Fresh produce is on a roll. Healthier eating intensifies across America, and supermarkets bank heavily on its colorful appeals as an image setter, traffic generator and profit maker.
In 2013, the produce department rang up $47,209 per week per store on average. That 4.8% dollar sales gain over 2012 was driven largely by a 4.3% rise in the average retail price - which did slow the rate of volume growth overall and caused some dips in select fruits and vegetables, reveals the United Fresh Produce Association (UFPA) in its FreshFacts on Retail: Whole and Fresh Cut Produce Trends: 2013 Year in Review, issued with partners Del Monte Fresh Produce and the Nielsen Perishables Group.

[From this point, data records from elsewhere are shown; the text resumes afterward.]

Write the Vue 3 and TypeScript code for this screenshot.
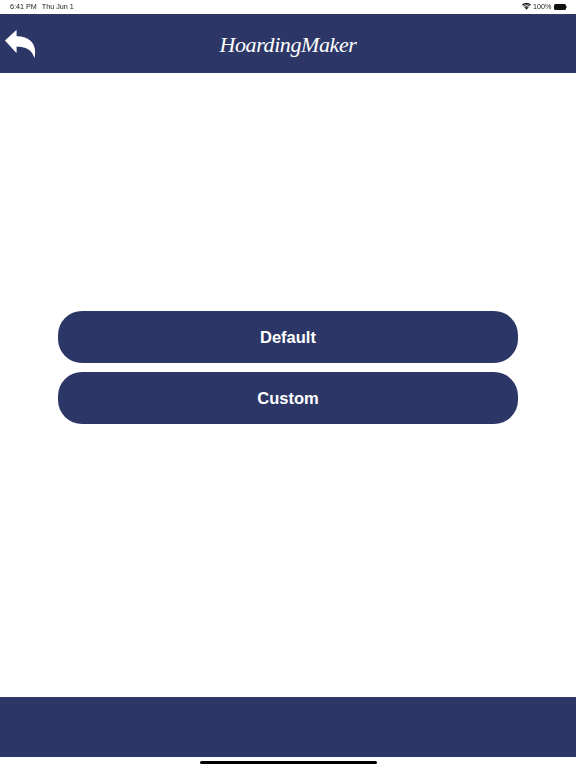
<script setup lang="ts">
const buttons: string[] = ['Default', 'Custom']
</script>

<template>
  <div class="page">
    <div class="status">
      <div class="status-left"><span>6:41 PM</span><span>Thu Jun 1</span></div>
      <div class="status-right">
        <svg class="wifi" width="9" height="7" viewBox="0 0 11 8">
          <path d="M5.5 8 3.7 5.9a2.6 2.6 0 0 1 3.6 0Z" fill="#111" />
          <path d="M2.8 4.9a4 4 0 0 1 5.4 0l-.7.8a3 3 0 0 0-4 0Z" fill="#111" />
          <path d="M1.3 3.3a6.2 6.2 0 0 1 8.4 0l-.8.8a5 5 0 0 0-6.8 0Z" fill="#111" />
          <path d="M0 1.8a8 8 0 0 1 11 0l-.8.9a6.9 6.9 0 0 0-9.4 0Z" fill="#111" />
        </svg>
        <span>100%</span>
        <span class="battery"><i class="cap"></i></span>
      </div>
    </div>
    <header class="header">
      <svg class="back" width="36" height="36" viewBox="0 0 36 36">
        <path d="M4 11.5 15.500 1v6.200C28 7.500 36.500 14 33.500 29 31 21 25 17.500 15.500 17.500v6.500Z" fill="#fff" />
      </svg>
      <div class="title">HoardingMaker</div>
    </header>
    <main class="main">
      <button v-for="b in buttons" :key="b" class="btn">{{ b }}</button>
    </main>
    <footer class="footer"></footer>
    <div class="home-area"><div class="home"></div></div>
  </div>
</template>

<style>
html, body { margin: 0; background: #fff; }
</style>

<style scoped>
.page {
  width: 576px;
  height: 768px;
  display: flex;
  flex-direction: column;
  overflow: hidden;
  font-family: "Liberation Sans", Arial, sans-serif;
  background: #fff;
}
.status {
  height: 13.500px;
  flex: none;
  display: flex;
  justify-content: space-between;
  align-items: center;
  padding: 0 10.500px 0 10px;
  font-size: 7.200px;
  color: #222;
  will-change: opacity;
}
.status-left { display: flex; gap: 5px; }
.status-right { display: flex; align-items: center; gap: 2px; }
.battery {
  position: relative;
  width: 12px;
  height: 6px;
  margin-left: 0;
  background: #111;
  border-radius: 1.500px;
}
.cap {
  position: absolute;
  right: -1.500px;
  top: 2px;
  width: 1px;
  height: 2px;
  background: #888;
}
.header {
  height: 59.500px;
  flex: none;
  background: #2d3767;
  display: flex;
  align-items: center;
  justify-content: center;
  position: relative;
}
.back {
  position: absolute;
  left: 1px;
  top: 15px;
  filter: drop-shadow(0 0.5px 0.5px rgba(255,255,255,0.4));
}
.title {
  font-family: "Liberation Serif", serif;
  font-style: italic;
  font-size: 22px;
  letter-spacing: -0.4px;
  color: #fff;
  padding-top: 3px;
}
.main {
  flex: 1;
  display: flex;
  flex-direction: column;
  align-items: center;
  gap: 9px;
  padding-top: 237.500px;
  box-sizing: border-box;
}
.btn {
  width: 460px;
  height: 52px;
  border: none;
  border-radius: 24px;
  background: #2d3767;
  color: #fff;
  font-family: "Liberation Sans", Arial, sans-serif;
  font-weight: 700;
  font-size: 16.500px;
  padding: 1px 0 0;
}
.footer {
  height: 59.500px;
  flex: none;
  background: #2d3767;
}
.home-area {
  height: 11.500px;
  flex: none;
  display: flex;
  justify-content: center;
  padding-top: 4px;
  box-sizing: border-box;
}
.home {
  width: 177px;
  height: 3px;
  border-radius: 2px;
  background: #000;
}
</style>
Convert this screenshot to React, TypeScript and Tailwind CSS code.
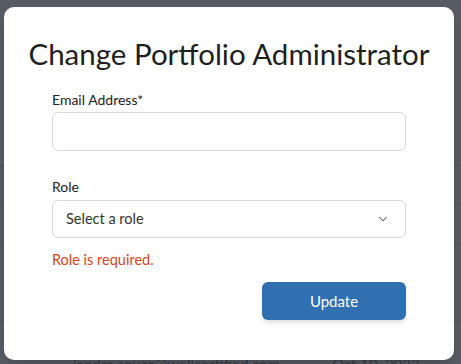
import { ChevronDown } from 'lucide-react'

const font = { fontFamily: 'Lato, "Noto Sans", sans-serif' }

function Backdrop() {
  return (
    <div className="h-full w-full bg-[#575b63]">
      <div className="h-[165px]" />
      <div className="h-[38px] border-t border-[#4d5159]" />
      <div className="h-[23px] border-t border-[#4d5159]" />
      <div className="h-[17px]" />
      <div className="h-[78px] border-t border-[#4d5159]" />
      <div className="h-[32px] border-t border-[#4d5159]" />
      <div className="flex text-[15px] text-[#3a3e45]" style={font}>
        <span className="ml-[73px]">jandra.souza@wellcertified.com</span>
        <span className="ml-[52px]">Oct 10, 2023</span>
      </div>
    </div>
  )
}

export default function App() {
  return (
    <div className="relative h-[364px] w-[461px] overflow-hidden" style={font}>
      <Backdrop />
      <div className="absolute left-[4px] top-[7px] flex h-[353px] w-[450px] flex-col rounded-[10px] bg-white shadow-lg">
        <h2 className="mt-[27px] text-center text-[29.5px] leading-[40px] text-[#1f1f1f]">
          Change Portfolio Administrator
        </h2>
        <form className="mx-[48px] mt-[16px] flex flex-col">
          <label className="text-[14px] leading-[20px] text-[#222]">Email Address*</label>
          <input
            type="text"
            className="mt-[2px] h-[39px] rounded-[6px] border border-[#d7d6df] px-3 text-[14px] outline-none"
          />
          <label className="mt-[26px] text-[14px] leading-[20px] text-[#222]">Role</label>
          <div className="mt-[3px] flex h-[38px] items-center justify-between rounded-[6px] border border-[#d7d6df] pl-[13px] pr-[15px]">
            <span className="text-[14.5px] text-[#333]">Select a role</span>
            <ChevronDown className="h-[14px] w-[14px] text-[#555]" strokeWidth={1.75} />
          </div>
          <p className="mt-[12px] text-[14.5px] leading-[20px] text-[#d8451f]">Role is required.</p>
          <div className="mt-[12px] flex justify-end">
            <button
              type="button"
              className="h-[38px] w-[144px] rounded-[6px] bg-[#3070b0] text-[15px] text-white shadow-md"
            >
              Update
            </button>
          </div>
        </form>
      </div>
    </div>
  )
}
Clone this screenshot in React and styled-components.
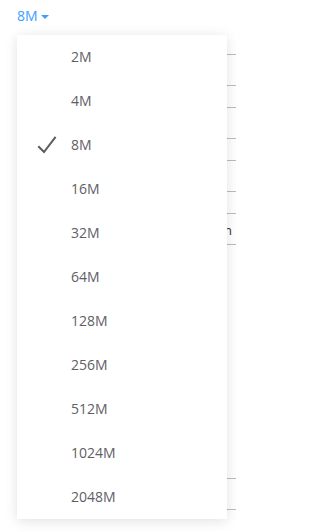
import styled, { createGlobalStyle } from "styled-components";
import { useState } from "react";

const sizes = ["2M", "4M", "8M", "16M", "32M", "64M", "128M", "256M", "512M", "1024M", "2048M"];

// rows of the table that sits behind the open menu
const bgRows = [
  { h: 31 },
  { h: 22 },
  { h: 31 },
  { h: 22 },
  { h: 31 },
  { h: 22 },
  { h: 31, text: "Open" },
  { h: 234 },
  { h: 31 },
  { h: 23 },
];

const CheckIcon = () => (
  <svg width="20" height="18" viewBox="0 0 20 18" fill="none">
    <polyline
      points="1.3,10.2 7,16 18.6,0.8"
      stroke="#5c5c5c"
      strokeWidth="2"
      strokeLinecap="butt"
      strokeLinejoin="miter"
    />
  </svg>
);

const App = () => {
  const [value, setValue] = useState("8M");

  return (
    <>
      <GlobalStyle />
      <Page>
        <Trigger>
          {value}
          <Caret />
        </Trigger>

        <BgTable>
          {bgRows.map((row, i) => (
            <BgRow key={i} $h={row.h}>
              {row.text && <BgCell>{row.text}</BgCell>}
            </BgRow>
          ))}
        </BgTable>

        <Menu>
          {sizes.map((s) => (
            <Item key={s} onClick={() => setValue(s)}>
              <IconSlot>{s === value && <CheckIcon />}</IconSlot>
              <Label>{s}</Label>
            </Item>
          ))}
        </Menu>
      </Page>
    </>
  );
};

export default App;

const GlobalStyle = createGlobalStyle`
  html, body {
    margin: 0;
    padding: 0;
    background: #fff;
  }
  body {
    font-family: "Open Sans", "Liberation Sans", sans-serif;
  }
`;

const Page = styled.div`
  position: relative;
  width: 236px;
  height: 532px;
  overflow: hidden;
  background: #fff;
`;

const Trigger = styled.div`
  display: flex;
  align-items: center;
  padding: 6px 0 0 17px;
  height: 20px;
  font-size: 14px;
  line-height: 20px;
  color: #409eff;
  cursor: pointer;
`;

const Caret = styled.span`
  width: 0;
  height: 0;
  margin: 1px 0 0 3px;
  border-left: 4px solid transparent;
  border-right: 4px solid transparent;
  border-top: 4px solid #409eff;
`;

const BgTable = styled.div`
  margin: 28px 0 0 120px;
  display: flex;
  flex-direction: column;
`;

const BgRow = styled.div`
  box-sizing: border-box;
  height: ${(p) => p.$h}px;
  border-top: 1px solid #bcbcbc;
  display: flex;
  align-items: center;
  justify-content: flex-end;
  padding-right: 4px;
`;

const BgCell = styled.span`
  font-size: 13px;
  color: #333;
  margin-top: 2px;
`;

const Menu = styled.ul`
  position: absolute;
  top: 35px;
  left: 17px;
  width: 210px;
  margin: 0;
  padding: 0;
  list-style: none;
  background: #fff;
  box-shadow: 0 2px 12px 0 rgba(0, 0, 0, 0.12);
`;

const Item = styled.li`
  display: flex;
  align-items: center;
  height: 44px;
  padding-left: 20px;
  font-size: 14px;
  line-height: 44px;
  color: #5f6064;
  cursor: pointer;

  &:hover {
    background: #f5f7fa;
  }
`;

const IconSlot = styled.span`
  display: flex;
  align-items: center;
  width: 34px;
  height: 18px;
`;

const Label = styled.span`
  white-space: nowrap;
`;
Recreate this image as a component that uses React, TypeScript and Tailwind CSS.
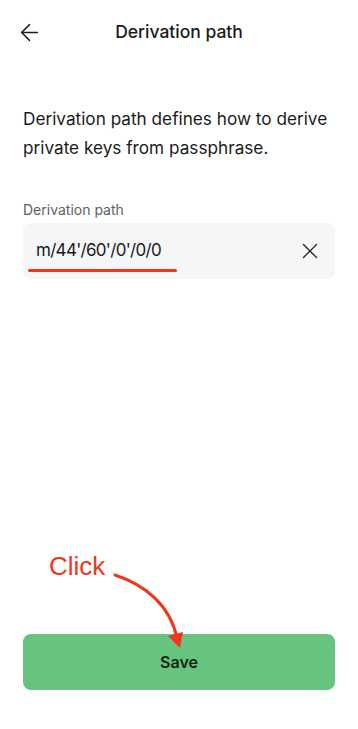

F3 believes households want to keep fresh produce in their regular diets as much as possible, yet many struggle with affordability – so they either trade off to less costly fruit and vegetable choices, or perhaps buy less frequently. Time will tell if SNAP cutbacks pose a risk to produce performance – and if the introduction of newer superfruits such as pichuberry, aronia and gac may face limits on what consumers are willing to pay for them. Retailers that anticipate these possibilities could merchandise select produce items in ways that enhance consumers’ value perception of them. (Highlight superfoods to fortify health image)
Meanwhile, organic produce yielded hefty growth in dollar sales and unit volume in 2013. Organic vegetables were up 18.2% to $1,763 in weekly dollar sales per store, on a 14.2% volume increase. Organic fruits jumped 22.1% to $983 in weekly dollar sales per store, on a 17.8% volume gain., according to UFPA.
Eyeing the produce department overall:
The five biggest fruit commodities are berries, apples, bananas, grapes and citrus, with weekly sales per store ranging from $2,669 to $3,841. Yet the highest percentage gainers in 2013 – albeit on smaller sales bases – are avocados, up 11.7% to $1,071, and specialty fruits, up 11.5% to $541, the UFPA data show.
The five biggest vegetable commodities are packaged salad, tomatoes, potatoes, cooking vegetables and onions, with weekly sales per store ranging from $1,564 to $3,286. Yet cucumbers led percentage growth in 2013 dollar sales, up 7.8% to $714; cooking vegetables grew the second-fastest, up 7.0% to $1,743.
Fresh-cut fruits enjoyed a healthy year, up 13.2% in weekly dollar sales per store to $1,586, on 15.1% unit growth. So did fresh clean and cut vegetables for side dishes, up 13.5% in weekly dollar sales per store to $785, on a 12.1% unit advance.